-- start of Data provided --

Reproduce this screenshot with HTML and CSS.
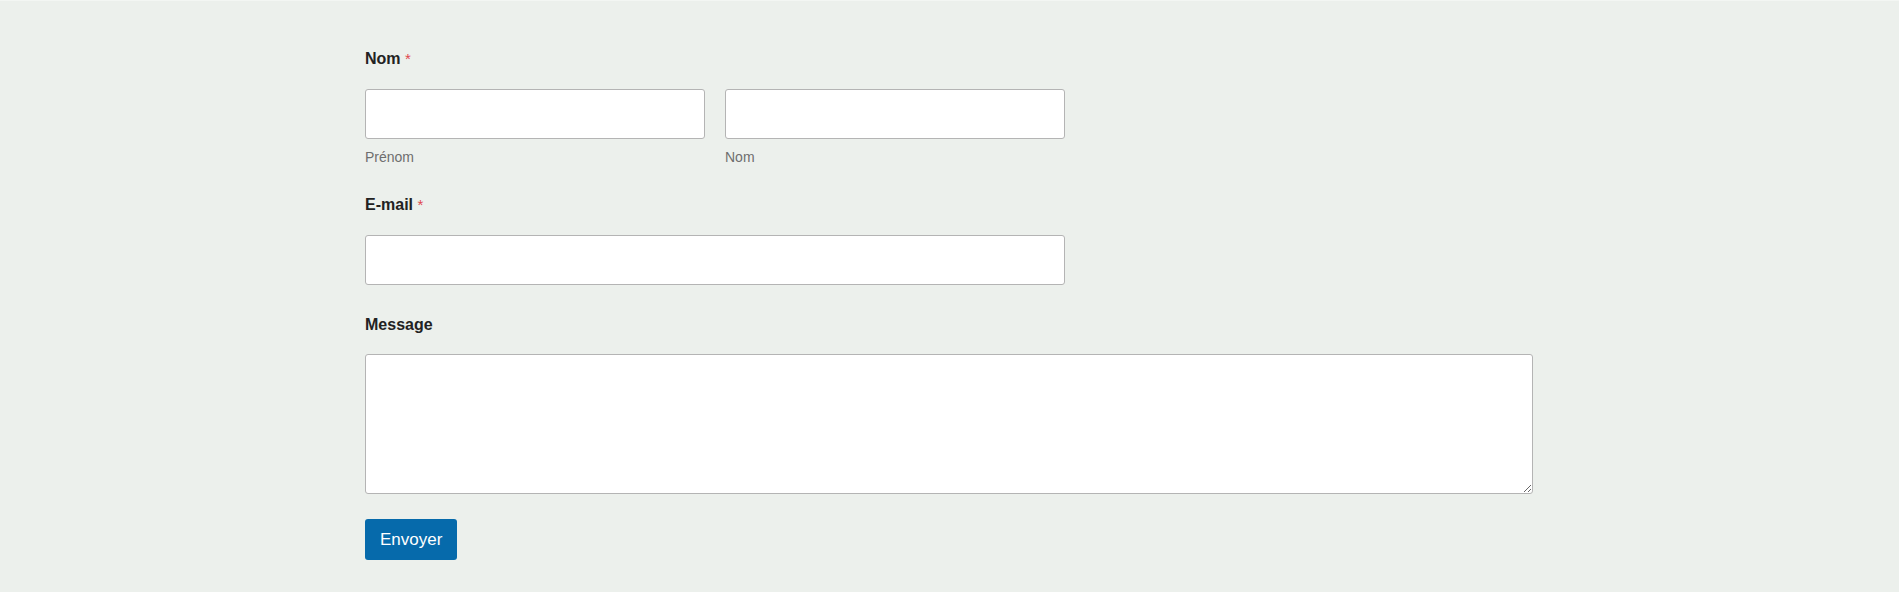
FILE: index.html
```html
<!DOCTYPE html>
<html lang="fr">
<head>
<meta charset="utf-8">
<title>Contact</title>
<link rel="stylesheet" href="styles.css">
</head>
<body>
<div class="page">
  <form class="form">
    <div class="field">
      <label class="label">Nom <span class="req">*</span></label>
      <div class="row medium">
        <div class="col">
          <input class="input" type="text">
          <span class="sublabel">Prénom</span>
        </div>
        <div class="col">
          <input class="input" type="text">
          <span class="sublabel">Nom</span>
        </div>
      </div>
    </div>
    <div class="field">
      <label class="label">E-mail <span class="req">*</span></label>
      <div class="medium">
        <input class="input" type="email">
      </div>
    </div>
    <div class="field field-message">
      <label class="label">Message</label>
      <textarea class="textarea"></textarea>
    </div>
    <div class="submit">
      <button class="btn" type="button">Envoyer</button>
    </div>
  </form>
</div>
</body>
</html>
```

FILE: styles.css
```css
html, body {
  margin: 0;
  padding: 0;
}
body {
  background: #ecf0ec;
  border-top: 1px solid #f3f6f3;
  font-family: "Liberation Sans", Arial, sans-serif;
  color: #262626;
  height: 591px;
  overflow: hidden;
}
.page {
  width: 1168px;
  margin-left: calc(50% - 584.5px);
  padding-top: 48px;
}
.form {
  display: flex;
  flex-direction: column;
}
.field {
  display: flex;
  flex-direction: column;
  margin-bottom: 30px;
}
.label {
  display: block;
  font-size: 16px;
  font-weight: 700;
  line-height: 20px;
  margin-bottom: 20px;
  color: #222;
}
.req {
  color: #e0474c;
  font-weight: 400;
  font-size: 15px;
}
.medium {
  width: 700px;
}
.row {
  display: flex;
  gap: 20px;
}
.col {
  flex: 1;
  display: flex;
  flex-direction: column;
}
.input {
  box-sizing: border-box;
  width: 100%;
  height: 50px;
  margin: 0;
  background: #fff;
  border: 1px solid #b4b4b4;
  border-radius: 3px;
  padding: 0 10px;
  font: 16px "Liberation Sans", Arial, sans-serif;
}
.sublabel {
  display: block;
  margin-top: 10px;
  font-size: 14px;
  line-height: 16px;
  color: #6e6e6e;
}
.textarea {
  box-sizing: border-box;
  width: 100%;
  height: 140px;
  margin: -1px 0 0 0;
  background: #fff;
  border: 1px solid #b4b4b4;
  border-radius: 3px;
  padding: 10px;
  font: 16px "Liberation Sans", Arial, sans-serif;
  resize: vertical;
  display: block;
}
.field-message {
  margin-bottom: 25px;
}
.submit {
  display: flex;
}
.btn {
  height: 41px;
  padding: 0 15px;
  background: #066aab;
  color: #fff;
  border: none;
  border-radius: 3px;
  font: 17px "Liberation Sans", Arial, sans-serif;
  cursor: pointer;
}
```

-- end of Data provided --

• _Exercise task_
Each line of the data is to be duplicated exactly; pictures stay out of the copy.

• _Response_
Reproduce this screenshot with HTML and CSS.
FILE: index.html
```html
<!DOCTYPE html>
<html lang="fr">
<head>
<meta charset="utf-8">
<title>Contact</title>
<link rel="stylesheet" href="styles.css">
</head>
<body>
<div class="page">
  <form class="form">
    <div class="field">
      <label class="label">Nom <span class="req">*</span></label>
      <div class="row medium">
        <div class="col">
          <input class="input" type="text">
          <span class="sublabel">Prénom</span>
        </div>
        <div class="col">
          <input class="input" type="text">
          <span class="sublabel">Nom</span>
        </div>
      </div>
    </div>
    <div class="field">
      <label class="label">E-mail <span class="req">*</span></label>
      <div class="medium">
        <input class="input" type="email">
      </div>
    </div>
    <div class="field field-message">
      <label class="label">Message</label>
      <textarea class="textarea"></textarea>
    </div>
    <div class="submit">
      <button class="btn" type="button">Envoyer</button>
    </div>
  </form>
</div>
</body>
</html>
```

FILE: styles.css
```css
html, body {
  margin: 0;
  padding: 0;
}
body {
  background: #ecf0ec;
  border-top: 1px solid #f3f6f3;
  font-family: "Liberation Sans", Arial, sans-serif;
  color: #262626;
  height: 591px;
  overflow: hidden;
}
.page {
  width: 1168px;
  margin-left: calc(50% - 584.5px);
  padding-top: 48px;
}
.form {
  display: flex;
  flex-direction: column;
}
.field {
  display: flex;
  flex-direction: column;
  margin-bottom: 30px;
}
.label {
  display: block;
  font-size: 16px;
  font-weight: 700;
  line-height: 20px;
  margin-bottom: 20px;
  color: #222;
}
.req {
  color: #e0474c;
  font-weight: 400;
  font-size: 15px;
}
.medium {
  width: 700px;
}
.row {
  display: flex;
  gap: 20px;
}
.col {
  flex: 1;
  display: flex;
  flex-direction: column;
}
.input {
  box-sizing: border-box;
  width: 100%;
  height: 50px;
  margin: 0;
  background: #fff;
  border: 1px solid #b4b4b4;
  border-radius: 3px;
  padding: 0 10px;
  font: 16px "Liberation Sans", Arial, sans-serif;
}
.sublabel {
  display: block;
  margin-top: 10px;
  font-size: 14px;
  line-height: 16px;
  color: #6e6e6e;
}
.textarea {
  box-sizing: border-box;
  width: 100%;
  height: 140px;
  margin: -1px 0 0 0;
  background: #fff;
  border: 1px solid #b4b4b4;
  border-radius: 3px;
  padding: 10px;
  font: 16px "Liberation Sans", Arial, sans-serif;
  resize: vertical;
  display: block;
}
.field-message {
  margin-bottom: 25px;
}
.submit {
  display: flex;
}
.btn {
  height: 41px;
  padding: 0 15px;
  background: #066aab;
  color: #fff;
  border: none;
  border-radius: 3px;
  font: 17px "Liberation Sans", Arial, sans-serif;
  cursor: pointer;
}
```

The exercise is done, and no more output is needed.